--- Begin Provided material ---

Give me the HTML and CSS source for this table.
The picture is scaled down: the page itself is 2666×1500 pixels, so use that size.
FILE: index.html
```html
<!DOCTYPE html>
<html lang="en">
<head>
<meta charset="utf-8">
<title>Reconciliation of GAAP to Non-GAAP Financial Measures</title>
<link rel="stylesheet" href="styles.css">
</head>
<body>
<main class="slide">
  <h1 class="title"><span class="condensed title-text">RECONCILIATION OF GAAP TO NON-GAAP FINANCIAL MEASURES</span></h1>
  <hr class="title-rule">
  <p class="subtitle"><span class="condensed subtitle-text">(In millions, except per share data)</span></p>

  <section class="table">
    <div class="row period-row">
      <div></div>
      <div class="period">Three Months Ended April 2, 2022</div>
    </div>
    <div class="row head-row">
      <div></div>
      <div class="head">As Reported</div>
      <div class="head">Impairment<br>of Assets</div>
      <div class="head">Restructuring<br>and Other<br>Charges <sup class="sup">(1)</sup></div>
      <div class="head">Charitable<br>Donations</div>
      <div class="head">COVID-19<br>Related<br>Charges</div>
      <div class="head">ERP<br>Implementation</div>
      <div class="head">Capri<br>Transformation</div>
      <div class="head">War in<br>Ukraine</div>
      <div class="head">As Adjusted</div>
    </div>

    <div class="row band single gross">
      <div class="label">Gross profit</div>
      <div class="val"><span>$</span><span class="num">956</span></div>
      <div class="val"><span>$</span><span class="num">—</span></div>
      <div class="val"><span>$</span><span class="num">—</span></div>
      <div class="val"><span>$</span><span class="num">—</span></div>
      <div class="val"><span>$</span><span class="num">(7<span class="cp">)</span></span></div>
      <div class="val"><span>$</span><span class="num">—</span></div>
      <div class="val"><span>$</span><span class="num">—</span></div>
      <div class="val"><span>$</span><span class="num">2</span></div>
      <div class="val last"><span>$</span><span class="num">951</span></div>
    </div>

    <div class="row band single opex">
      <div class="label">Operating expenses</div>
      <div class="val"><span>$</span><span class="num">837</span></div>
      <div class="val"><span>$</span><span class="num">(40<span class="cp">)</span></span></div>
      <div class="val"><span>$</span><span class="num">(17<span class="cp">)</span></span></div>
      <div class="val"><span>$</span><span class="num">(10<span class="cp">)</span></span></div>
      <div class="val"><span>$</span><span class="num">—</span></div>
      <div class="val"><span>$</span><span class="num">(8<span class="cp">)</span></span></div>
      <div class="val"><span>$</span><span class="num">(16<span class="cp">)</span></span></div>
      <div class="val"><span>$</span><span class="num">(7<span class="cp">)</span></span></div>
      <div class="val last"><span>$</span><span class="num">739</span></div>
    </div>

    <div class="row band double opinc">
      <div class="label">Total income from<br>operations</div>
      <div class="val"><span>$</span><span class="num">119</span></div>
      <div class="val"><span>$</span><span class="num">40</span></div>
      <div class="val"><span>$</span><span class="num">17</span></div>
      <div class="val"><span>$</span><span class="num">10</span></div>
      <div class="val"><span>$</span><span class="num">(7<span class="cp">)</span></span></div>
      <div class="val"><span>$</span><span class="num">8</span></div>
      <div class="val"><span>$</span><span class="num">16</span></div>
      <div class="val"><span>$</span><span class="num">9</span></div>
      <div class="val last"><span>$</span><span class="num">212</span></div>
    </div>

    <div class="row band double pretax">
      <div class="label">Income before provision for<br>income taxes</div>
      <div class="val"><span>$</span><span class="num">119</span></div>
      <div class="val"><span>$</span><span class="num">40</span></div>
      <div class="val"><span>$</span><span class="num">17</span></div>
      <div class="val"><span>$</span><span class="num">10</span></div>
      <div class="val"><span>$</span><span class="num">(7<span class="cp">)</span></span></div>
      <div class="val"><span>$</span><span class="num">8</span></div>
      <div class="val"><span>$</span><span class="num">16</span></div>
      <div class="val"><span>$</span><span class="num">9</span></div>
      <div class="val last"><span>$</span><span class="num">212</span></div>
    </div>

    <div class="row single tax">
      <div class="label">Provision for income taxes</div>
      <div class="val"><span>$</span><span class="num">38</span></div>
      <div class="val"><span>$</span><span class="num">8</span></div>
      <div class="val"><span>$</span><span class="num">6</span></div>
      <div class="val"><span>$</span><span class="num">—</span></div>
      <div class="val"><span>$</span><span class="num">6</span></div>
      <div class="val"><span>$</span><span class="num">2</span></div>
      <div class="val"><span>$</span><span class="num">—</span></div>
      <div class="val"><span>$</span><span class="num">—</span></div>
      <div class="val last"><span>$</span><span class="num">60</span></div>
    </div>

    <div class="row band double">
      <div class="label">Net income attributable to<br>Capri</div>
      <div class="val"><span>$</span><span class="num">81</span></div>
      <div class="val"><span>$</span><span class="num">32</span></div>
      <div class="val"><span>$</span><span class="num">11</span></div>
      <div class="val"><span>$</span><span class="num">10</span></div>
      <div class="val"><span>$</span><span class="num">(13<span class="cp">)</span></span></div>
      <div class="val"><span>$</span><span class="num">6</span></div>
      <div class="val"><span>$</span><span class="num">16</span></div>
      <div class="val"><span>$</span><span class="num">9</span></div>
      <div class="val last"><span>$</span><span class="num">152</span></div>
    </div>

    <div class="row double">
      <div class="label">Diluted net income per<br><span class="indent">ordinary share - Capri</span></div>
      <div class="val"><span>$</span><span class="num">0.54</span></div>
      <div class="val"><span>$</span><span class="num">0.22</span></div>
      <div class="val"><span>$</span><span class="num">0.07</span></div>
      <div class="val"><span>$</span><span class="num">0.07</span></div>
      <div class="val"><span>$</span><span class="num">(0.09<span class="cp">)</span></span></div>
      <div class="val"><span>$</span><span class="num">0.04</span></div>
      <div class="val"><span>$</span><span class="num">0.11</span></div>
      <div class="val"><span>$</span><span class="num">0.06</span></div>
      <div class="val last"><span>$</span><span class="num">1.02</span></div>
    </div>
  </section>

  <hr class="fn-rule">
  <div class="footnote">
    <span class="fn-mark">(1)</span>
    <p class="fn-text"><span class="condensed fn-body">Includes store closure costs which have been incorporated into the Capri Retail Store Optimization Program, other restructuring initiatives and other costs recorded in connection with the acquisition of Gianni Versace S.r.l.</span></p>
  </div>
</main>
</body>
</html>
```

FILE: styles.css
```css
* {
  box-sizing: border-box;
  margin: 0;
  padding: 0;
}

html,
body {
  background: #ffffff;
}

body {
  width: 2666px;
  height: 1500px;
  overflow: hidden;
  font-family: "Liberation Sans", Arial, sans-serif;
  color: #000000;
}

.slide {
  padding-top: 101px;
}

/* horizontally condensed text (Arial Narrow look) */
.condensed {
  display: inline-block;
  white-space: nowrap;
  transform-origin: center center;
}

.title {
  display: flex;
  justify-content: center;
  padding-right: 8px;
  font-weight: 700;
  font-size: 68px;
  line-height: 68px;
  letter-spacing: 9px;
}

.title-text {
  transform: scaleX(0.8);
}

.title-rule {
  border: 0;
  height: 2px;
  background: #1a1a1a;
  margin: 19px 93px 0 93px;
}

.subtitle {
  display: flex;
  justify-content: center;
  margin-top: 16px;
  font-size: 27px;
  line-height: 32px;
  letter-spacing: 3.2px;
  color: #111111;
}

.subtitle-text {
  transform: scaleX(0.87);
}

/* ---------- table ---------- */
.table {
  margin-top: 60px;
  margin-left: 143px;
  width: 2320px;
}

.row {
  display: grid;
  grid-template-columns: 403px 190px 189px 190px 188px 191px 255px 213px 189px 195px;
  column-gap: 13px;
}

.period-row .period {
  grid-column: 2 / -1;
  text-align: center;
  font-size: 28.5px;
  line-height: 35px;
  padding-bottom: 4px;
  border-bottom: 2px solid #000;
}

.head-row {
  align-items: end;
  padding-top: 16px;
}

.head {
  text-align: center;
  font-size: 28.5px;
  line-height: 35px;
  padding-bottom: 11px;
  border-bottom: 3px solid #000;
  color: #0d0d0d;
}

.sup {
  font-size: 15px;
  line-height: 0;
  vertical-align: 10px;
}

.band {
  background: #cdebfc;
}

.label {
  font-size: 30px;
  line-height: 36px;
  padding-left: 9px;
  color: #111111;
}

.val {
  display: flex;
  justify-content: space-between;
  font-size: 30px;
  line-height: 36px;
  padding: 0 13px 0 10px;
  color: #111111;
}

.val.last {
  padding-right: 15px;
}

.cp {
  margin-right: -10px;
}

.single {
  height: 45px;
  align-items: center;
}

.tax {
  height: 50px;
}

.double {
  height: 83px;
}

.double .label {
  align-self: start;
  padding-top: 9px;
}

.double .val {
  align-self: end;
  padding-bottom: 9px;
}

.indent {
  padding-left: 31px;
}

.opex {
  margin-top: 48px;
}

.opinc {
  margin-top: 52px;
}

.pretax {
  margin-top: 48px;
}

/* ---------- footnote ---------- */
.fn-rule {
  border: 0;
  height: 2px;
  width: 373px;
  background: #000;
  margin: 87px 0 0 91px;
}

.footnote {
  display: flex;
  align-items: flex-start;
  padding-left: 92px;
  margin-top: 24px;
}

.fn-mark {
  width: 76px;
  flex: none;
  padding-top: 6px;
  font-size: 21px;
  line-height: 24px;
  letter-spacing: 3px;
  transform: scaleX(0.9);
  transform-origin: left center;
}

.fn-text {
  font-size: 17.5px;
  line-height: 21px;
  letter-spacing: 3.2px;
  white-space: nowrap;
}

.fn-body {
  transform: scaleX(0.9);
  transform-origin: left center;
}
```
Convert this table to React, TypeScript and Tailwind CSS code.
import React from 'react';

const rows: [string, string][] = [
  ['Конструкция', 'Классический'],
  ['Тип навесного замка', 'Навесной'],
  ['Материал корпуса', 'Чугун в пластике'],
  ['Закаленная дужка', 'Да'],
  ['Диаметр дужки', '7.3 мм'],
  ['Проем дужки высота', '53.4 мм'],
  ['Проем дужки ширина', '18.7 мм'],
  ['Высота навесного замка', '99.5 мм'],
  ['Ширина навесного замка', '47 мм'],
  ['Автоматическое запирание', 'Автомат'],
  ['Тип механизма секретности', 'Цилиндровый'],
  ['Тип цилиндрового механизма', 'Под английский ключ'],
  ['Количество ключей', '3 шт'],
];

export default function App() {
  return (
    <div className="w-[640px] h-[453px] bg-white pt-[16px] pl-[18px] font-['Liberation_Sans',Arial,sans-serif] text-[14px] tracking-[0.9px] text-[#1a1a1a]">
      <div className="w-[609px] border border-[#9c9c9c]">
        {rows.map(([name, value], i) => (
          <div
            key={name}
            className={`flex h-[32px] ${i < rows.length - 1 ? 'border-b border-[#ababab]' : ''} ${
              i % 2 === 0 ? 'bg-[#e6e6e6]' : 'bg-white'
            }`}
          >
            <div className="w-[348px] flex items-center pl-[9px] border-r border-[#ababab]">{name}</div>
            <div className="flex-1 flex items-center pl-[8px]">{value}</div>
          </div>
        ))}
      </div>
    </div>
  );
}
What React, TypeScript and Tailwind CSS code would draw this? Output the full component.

--- End Provided material ---

### Stated problem
The line containing "Convert this table" and every line after it, through the end of the records, should be repeated exactly and alone.

### Solution for this problem
Convert this table to React, TypeScript and Tailwind CSS code.
import React from 'react';

const rows: [string, string][] = [
  ['Конструкция', 'Классический'],
  ['Тип навесного замка', 'Навесной'],
  ['Материал корпуса', 'Чугун в пластике'],
  ['Закаленная дужка', 'Да'],
  ['Диаметр дужки', '7.3 мм'],
  ['Проем дужки высота', '53.4 мм'],
  ['Проем дужки ширина', '18.7 мм'],
  ['Высота навесного замка', '99.5 мм'],
  ['Ширина навесного замка', '47 мм'],
  ['Автоматическое запирание', 'Автомат'],
  ['Тип механизма секретности', 'Цилиндровый'],
  ['Тип цилиндрового механизма', 'Под английский ключ'],
  ['Количество ключей', '3 шт'],
];

export default function App() {
  return (
    <div className="w-[640px] h-[453px] bg-white pt-[16px] pl-[18px] font-['Liberation_Sans',Arial,sans-serif] text-[14px] tracking-[0.9px] text-[#1a1a1a]">
      <div className="w-[609px] border border-[#9c9c9c]">
        {rows.map(([name, value], i) => (
          <div
            key={name}
            className={`flex h-[32px] ${i < rows.length - 1 ? 'border-b border-[#ababab]' : ''} ${
              i % 2 === 0 ? 'bg-[#e6e6e6]' : 'bg-white'
            }`}
          >
            <div className="w-[348px] flex items-center pl-[9px] border-r border-[#ababab]">{name}</div>
            <div className="flex-1 flex items-center pl-[8px]">{value}</div>
          </div>
        ))}
      </div>
    </div>
  );
}
What React, TypeScript and Tailwind CSS code would draw this? Output the full component.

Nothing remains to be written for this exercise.